Avez-vous eu des références ou influences spécifiques pour ce spectacle ?
Il y a des références directes à l’opéra Paillasse, comme le solo de Fabian Richard (Pierre) dans sa loge : c’est une scène de l’opéra. L’accompagnement musical de sa chanson est un sample de l’opéra. Et la dernière phrase du spectacle est une traduction française de la dernière phrase de l’opéra. Ensuite, il y a des influences personnelles. Il y a beaucoup de ma vie, la manière dont Pierre gère sa jalousie me fait penser à moi, plus jeune. J’ai beaucoup travaillé dessus et j’ai imaginé ce qu’aurait pu devenir un homme qui n’aurait pas eu les années de psy que j’ai faites (rires) ! Enfin, les discussions de Pierre et Guy (joué par Cyril Romoli) par rapport à la musique et à la bande son sont quasiment mot à mot les engueulades qu’on a eues avec Raphaël à ce sujet ! Il y a énormément de vraie vie là dedans, y compris dans l’aspect stylistique de la pièce. On a fait les décors comme on les aurait faits à l’époque.
Comment s’inscrit ce spectacle dans le paysage du théâtre musical français ? C’est un peu un OVNI ?

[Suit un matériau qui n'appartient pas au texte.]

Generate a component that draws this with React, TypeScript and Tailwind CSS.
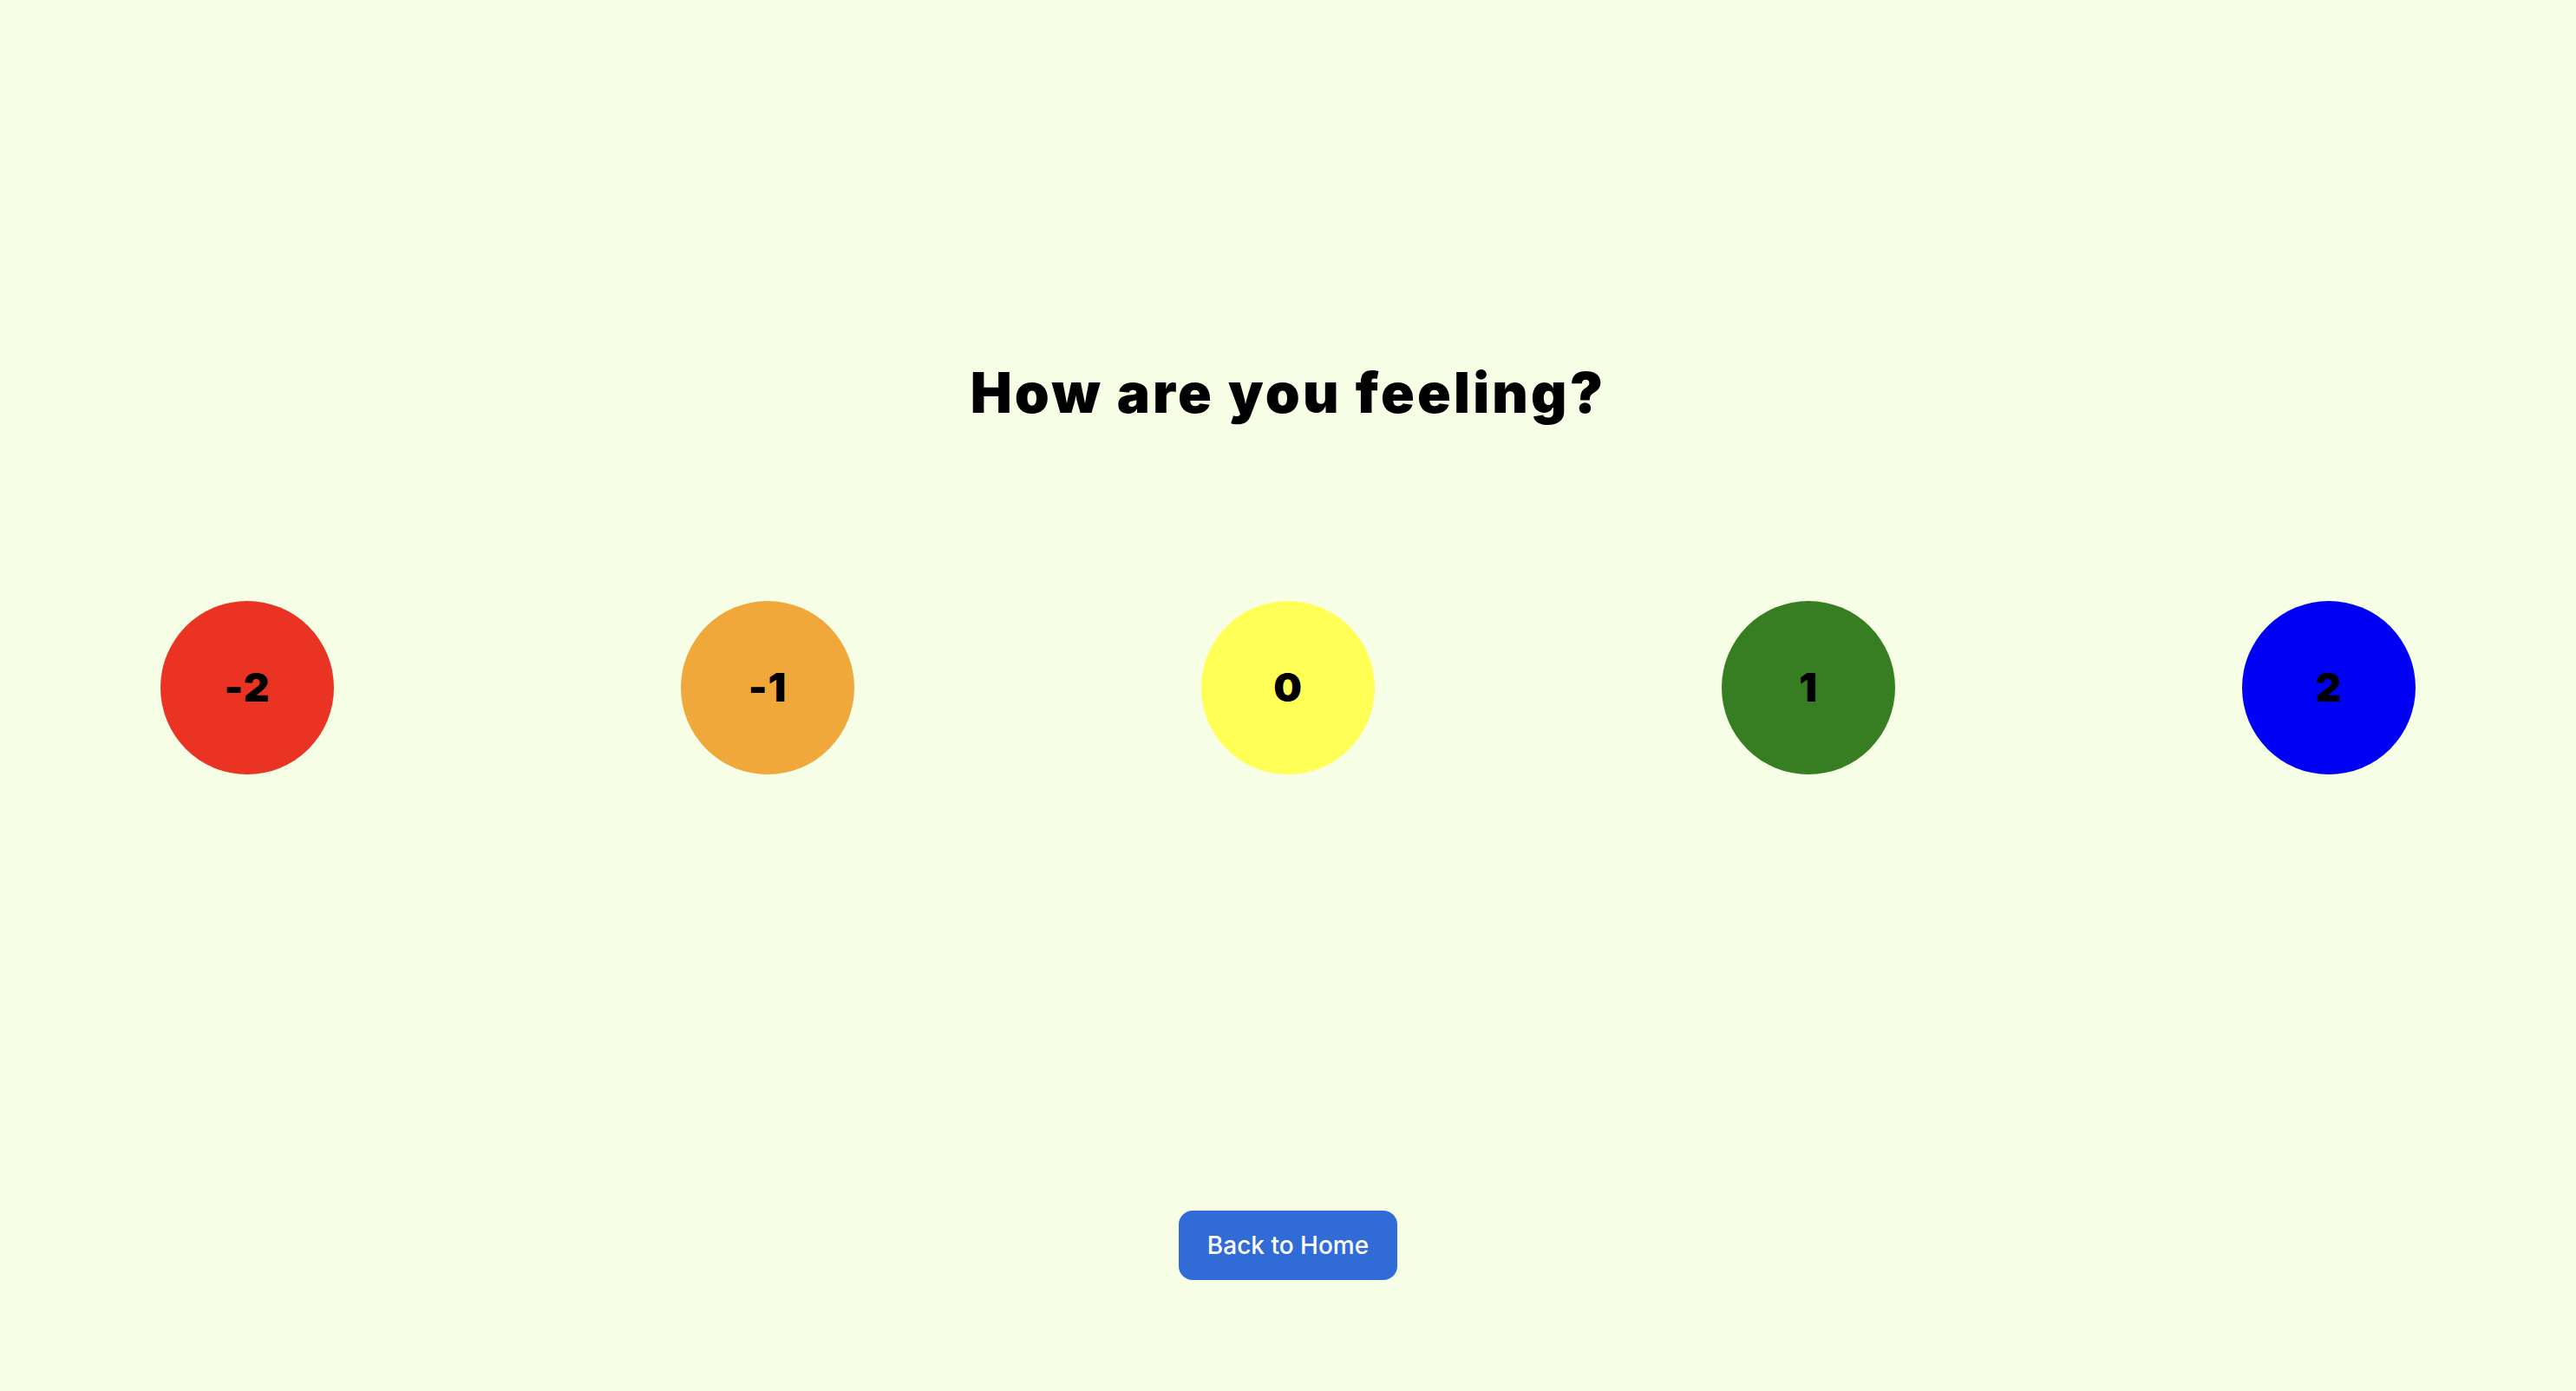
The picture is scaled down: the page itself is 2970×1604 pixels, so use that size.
const moods = [
  { value: -2, color: 'bg-[#ea3323]' },
  { value: -1, color: 'bg-[#f0a83b]' },
  { value: 0, color: 'bg-[#ffff55]' },
  { value: 1, color: 'bg-[#377e22]' },
  { value: 2, color: 'bg-[#0000f5]' },
]

export default function App() {
  return (
    <div className="min-h-screen w-full bg-[#f6fee6] flex flex-col items-center font-['Inter',sans-serif]">
      {/* Heading */}
      <h1 className="mt-[415px] text-[64px] leading-[1.2] font-black tracking-[0.05em] text-black">
        How are you feeling?
      </h1>

      {/* Mood scale */}
      <div className="mt-[201px] flex justify-center gap-[400px]">
        {moods.map((mood) => (
          <button
            key={mood.value}
            className={`w-[200px] h-[200px] rounded-full flex items-center justify-center text-[46px] font-black tracking-[0.02em] text-black ${mood.color}`}
          >
            {mood.value}
          </button>
        ))}
      </div>

      {/* Back */}
      <button className="mt-[503px] w-[252px] h-[80px] rounded-[16px] bg-[#306bd6] text-white text-[28px] font-medium">
        Back to Home
      </button>
    </div>
  )
}
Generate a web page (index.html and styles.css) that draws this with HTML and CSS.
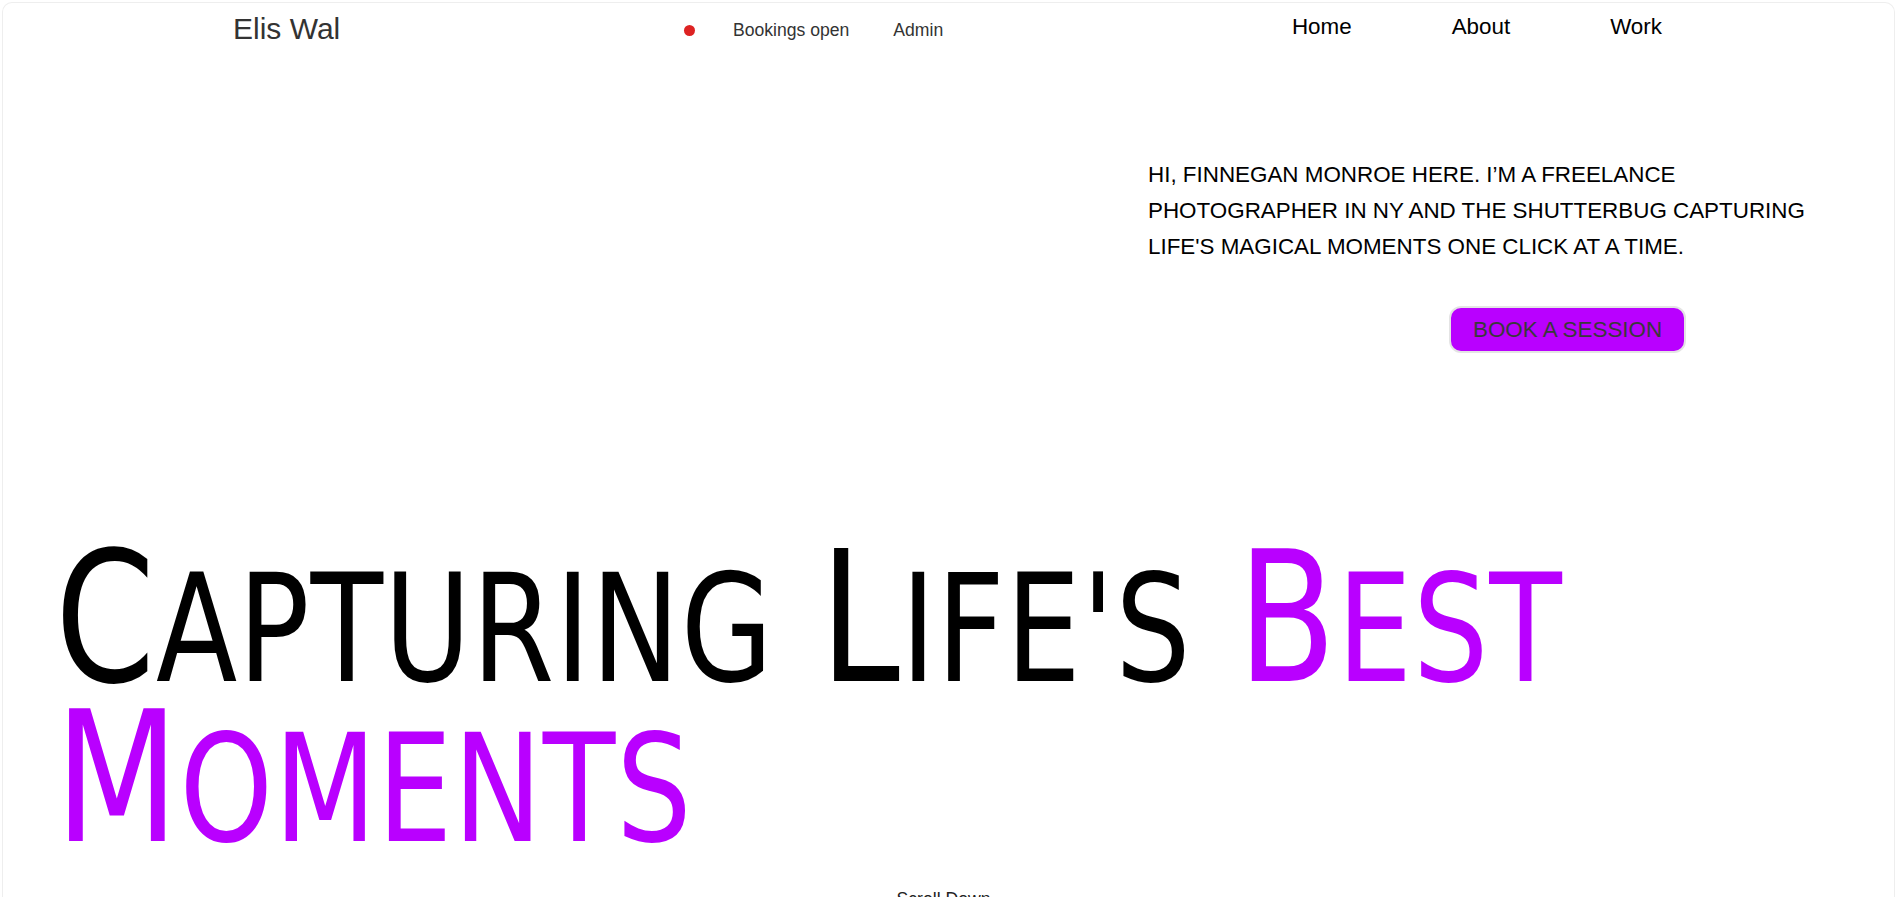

Je suis la personne qui a le moins de recul pour en parler mais je ne cherche pas à faire à quelque chose dans le paysage, je cherche à faire un spectacle au moment où je le fais. Ça fait des années qu’on a ces discussions sur : c’est quoi le théâtre musical français ? Comment se démarquer du théâtre musical anglo-saxon qui ne trouve ses marques en France qu’à moitié ? Peut-être avec ce spectacle qui s’implante dans la culture française et qui joue avec les conventions sans prendre les spectateurs pour des cons (« OK, les personnages chantent mais on vous dit pourquoi ils chantent. »). J’espère que cet ouvrage fera venir les gens de théâtre pour prouver une bonne fois pour toutes que ce n’est pas parce qu’on chante qu’on n’est pas des comédiens. Ce discours peut paraître trivial car nous tous dans le milieu, ainsi que vos lecteurs, le savons. Mais j’ai envie qu’à une plus grande échelle, on dise : le théâtre musical, c’est du théâtre.
Comédiens ! au Théâtre de la Huchette jusqu’au 23 juin 2018.